>> start Collected data

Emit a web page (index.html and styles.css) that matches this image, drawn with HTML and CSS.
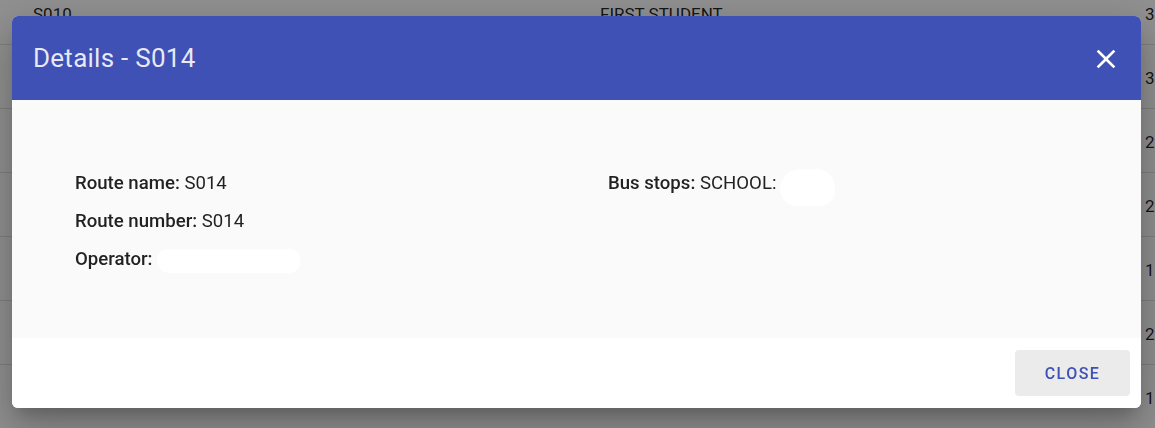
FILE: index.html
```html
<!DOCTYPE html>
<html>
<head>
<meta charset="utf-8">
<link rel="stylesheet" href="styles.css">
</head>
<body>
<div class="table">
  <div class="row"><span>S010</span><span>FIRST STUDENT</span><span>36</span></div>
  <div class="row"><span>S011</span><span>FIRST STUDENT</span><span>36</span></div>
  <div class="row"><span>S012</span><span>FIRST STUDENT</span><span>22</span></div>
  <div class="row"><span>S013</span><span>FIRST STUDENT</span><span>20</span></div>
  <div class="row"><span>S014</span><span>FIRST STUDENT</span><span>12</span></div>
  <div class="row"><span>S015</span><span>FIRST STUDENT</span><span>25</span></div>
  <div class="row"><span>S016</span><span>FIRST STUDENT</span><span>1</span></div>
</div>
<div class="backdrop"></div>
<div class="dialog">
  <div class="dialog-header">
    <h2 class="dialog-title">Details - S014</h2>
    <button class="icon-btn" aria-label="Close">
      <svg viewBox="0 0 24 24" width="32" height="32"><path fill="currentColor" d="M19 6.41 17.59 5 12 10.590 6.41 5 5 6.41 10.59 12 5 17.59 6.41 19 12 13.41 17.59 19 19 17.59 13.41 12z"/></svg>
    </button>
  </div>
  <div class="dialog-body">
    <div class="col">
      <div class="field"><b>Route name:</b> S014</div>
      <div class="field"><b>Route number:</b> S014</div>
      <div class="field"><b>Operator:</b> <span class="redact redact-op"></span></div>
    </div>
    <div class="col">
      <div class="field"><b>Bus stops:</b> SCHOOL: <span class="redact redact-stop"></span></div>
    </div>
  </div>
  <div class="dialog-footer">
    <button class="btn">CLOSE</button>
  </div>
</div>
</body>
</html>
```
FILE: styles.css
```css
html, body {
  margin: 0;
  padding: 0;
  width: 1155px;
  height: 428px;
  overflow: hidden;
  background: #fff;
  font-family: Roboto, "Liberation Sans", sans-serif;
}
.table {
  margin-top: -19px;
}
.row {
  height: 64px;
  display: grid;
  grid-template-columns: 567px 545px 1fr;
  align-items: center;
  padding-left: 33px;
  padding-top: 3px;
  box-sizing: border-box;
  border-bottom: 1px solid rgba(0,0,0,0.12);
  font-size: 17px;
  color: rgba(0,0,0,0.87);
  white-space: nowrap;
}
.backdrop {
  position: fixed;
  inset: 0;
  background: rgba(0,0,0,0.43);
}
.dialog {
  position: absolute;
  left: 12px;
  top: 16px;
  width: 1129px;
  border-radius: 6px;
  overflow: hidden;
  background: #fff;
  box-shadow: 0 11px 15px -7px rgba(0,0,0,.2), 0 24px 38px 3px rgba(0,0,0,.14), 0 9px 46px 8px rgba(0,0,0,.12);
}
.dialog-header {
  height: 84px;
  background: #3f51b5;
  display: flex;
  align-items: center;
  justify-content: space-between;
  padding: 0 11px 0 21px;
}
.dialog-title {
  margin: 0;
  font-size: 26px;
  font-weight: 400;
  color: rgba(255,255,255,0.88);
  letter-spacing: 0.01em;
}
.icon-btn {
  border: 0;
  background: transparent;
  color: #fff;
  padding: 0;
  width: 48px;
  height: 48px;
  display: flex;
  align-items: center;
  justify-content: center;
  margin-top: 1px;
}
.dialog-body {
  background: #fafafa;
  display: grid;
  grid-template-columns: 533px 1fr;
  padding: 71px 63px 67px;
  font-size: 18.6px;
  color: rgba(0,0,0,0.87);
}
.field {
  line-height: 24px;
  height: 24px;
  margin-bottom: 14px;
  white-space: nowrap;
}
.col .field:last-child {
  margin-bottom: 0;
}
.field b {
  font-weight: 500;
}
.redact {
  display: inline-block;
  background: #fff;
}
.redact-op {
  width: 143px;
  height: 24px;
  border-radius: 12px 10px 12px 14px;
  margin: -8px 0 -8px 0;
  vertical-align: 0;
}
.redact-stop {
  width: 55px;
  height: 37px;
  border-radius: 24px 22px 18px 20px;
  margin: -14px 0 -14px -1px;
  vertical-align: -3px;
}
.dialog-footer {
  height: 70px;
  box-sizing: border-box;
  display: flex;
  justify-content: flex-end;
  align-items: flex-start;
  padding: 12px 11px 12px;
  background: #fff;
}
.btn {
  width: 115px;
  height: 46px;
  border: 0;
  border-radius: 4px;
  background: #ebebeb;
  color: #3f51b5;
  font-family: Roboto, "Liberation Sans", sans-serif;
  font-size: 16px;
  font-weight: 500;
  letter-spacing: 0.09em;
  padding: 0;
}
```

>> end Collected data

● Goal
Skip the pictures, then retype every line above exactly.

● Result
Emit a web page (index.html and styles.css) that matches this image, drawn with HTML and CSS.
FILE: index.html
```html
<!DOCTYPE html>
<html>
<head>
<meta charset="utf-8">
<link rel="stylesheet" href="styles.css">
</head>
<body>
<div class="table">
  <div class="row"><span>S010</span><span>FIRST STUDENT</span><span>36</span></div>
  <div class="row"><span>S011</span><span>FIRST STUDENT</span><span>36</span></div>
  <div class="row"><span>S012</span><span>FIRST STUDENT</span><span>22</span></div>
  <div class="row"><span>S013</span><span>FIRST STUDENT</span><span>20</span></div>
  <div class="row"><span>S014</span><span>FIRST STUDENT</span><span>12</span></div>
  <div class="row"><span>S015</span><span>FIRST STUDENT</span><span>25</span></div>
  <div class="row"><span>S016</span><span>FIRST STUDENT</span><span>1</span></div>
</div>
<div class="backdrop"></div>
<div class="dialog">
  <div class="dialog-header">
    <h2 class="dialog-title">Details - S014</h2>
    <button class="icon-btn" aria-label="Close">
      <svg viewBox="0 0 24 24" width="32" height="32"><path fill="currentColor" d="M19 6.41 17.59 5 12 10.590 6.41 5 5 6.41 10.59 12 5 17.59 6.41 19 12 13.41 17.59 19 19 17.59 13.41 12z"/></svg>
    </button>
  </div>
  <div class="dialog-body">
    <div class="col">
      <div class="field"><b>Route name:</b> S014</div>
      <div class="field"><b>Route number:</b> S014</div>
      <div class="field"><b>Operator:</b> <span class="redact redact-op"></span></div>
    </div>
    <div class="col">
      <div class="field"><b>Bus stops:</b> SCHOOL: <span class="redact redact-stop"></span></div>
    </div>
  </div>
  <div class="dialog-footer">
    <button class="btn">CLOSE</button>
  </div>
</div>
</body>
</html>
```
FILE: styles.css
```css
html, body {
  margin: 0;
  padding: 0;
  width: 1155px;
  height: 428px;
  overflow: hidden;
  background: #fff;
  font-family: Roboto, "Liberation Sans", sans-serif;
}
.table {
  margin-top: -19px;
}
.row {
  height: 64px;
  display: grid;
  grid-template-columns: 567px 545px 1fr;
  align-items: center;
  padding-left: 33px;
  padding-top: 3px;
  box-sizing: border-box;
  border-bottom: 1px solid rgba(0,0,0,0.12);
  font-size: 17px;
  color: rgba(0,0,0,0.87);
  white-space: nowrap;
}
.backdrop {
  position: fixed;
  inset: 0;
  background: rgba(0,0,0,0.43);
}
.dialog {
  position: absolute;
  left: 12px;
  top: 16px;
  width: 1129px;
  border-radius: 6px;
  overflow: hidden;
  background: #fff;
  box-shadow: 0 11px 15px -7px rgba(0,0,0,.2), 0 24px 38px 3px rgba(0,0,0,.14), 0 9px 46px 8px rgba(0,0,0,.12);
}
.dialog-header {
  height: 84px;
  background: #3f51b5;
  display: flex;
  align-items: center;
  justify-content: space-between;
  padding: 0 11px 0 21px;
}
.dialog-title {
  margin: 0;
  font-size: 26px;
  font-weight: 400;
  color: rgba(255,255,255,0.88);
  letter-spacing: 0.01em;
}
.icon-btn {
  border: 0;
  background: transparent;
  color: #fff;
  padding: 0;
  width: 48px;
  height: 48px;
  display: flex;
  align-items: center;
  justify-content: center;
  margin-top: 1px;
}
.dialog-body {
  background: #fafafa;
  display: grid;
  grid-template-columns: 533px 1fr;
  padding: 71px 63px 67px;
  font-size: 18.6px;
  color: rgba(0,0,0,0.87);
}
.field {
  line-height: 24px;
  height: 24px;
  margin-bottom: 14px;
  white-space: nowrap;
}
.col .field:last-child {
  margin-bottom: 0;
}
.field b {
  font-weight: 500;
}
.redact {
  display: inline-block;
  background: #fff;
}
.redact-op {
  width: 143px;
  height: 24px;
  border-radius: 12px 10px 12px 14px;
  margin: -8px 0 -8px 0;
  vertical-align: 0;
}
.redact-stop {
  width: 55px;
  height: 37px;
  border-radius: 24px 22px 18px 20px;
  margin: -14px 0 -14px -1px;
  vertical-align: -3px;
}
.dialog-footer {
  height: 70px;
  box-sizing: border-box;
  display: flex;
  justify-content: flex-end;
  align-items: flex-start;
  padding: 12px 11px 12px;
  background: #fff;
}
.btn {
  width: 115px;
  height: 46px;
  border: 0;
  border-radius: 4px;
  background: #ebebeb;
  color: #3f51b5;
  font-family: Roboto, "Liberation Sans", sans-serif;
  font-size: 16px;
  font-weight: 500;
  letter-spacing: 0.09em;
  padding: 0;
}
```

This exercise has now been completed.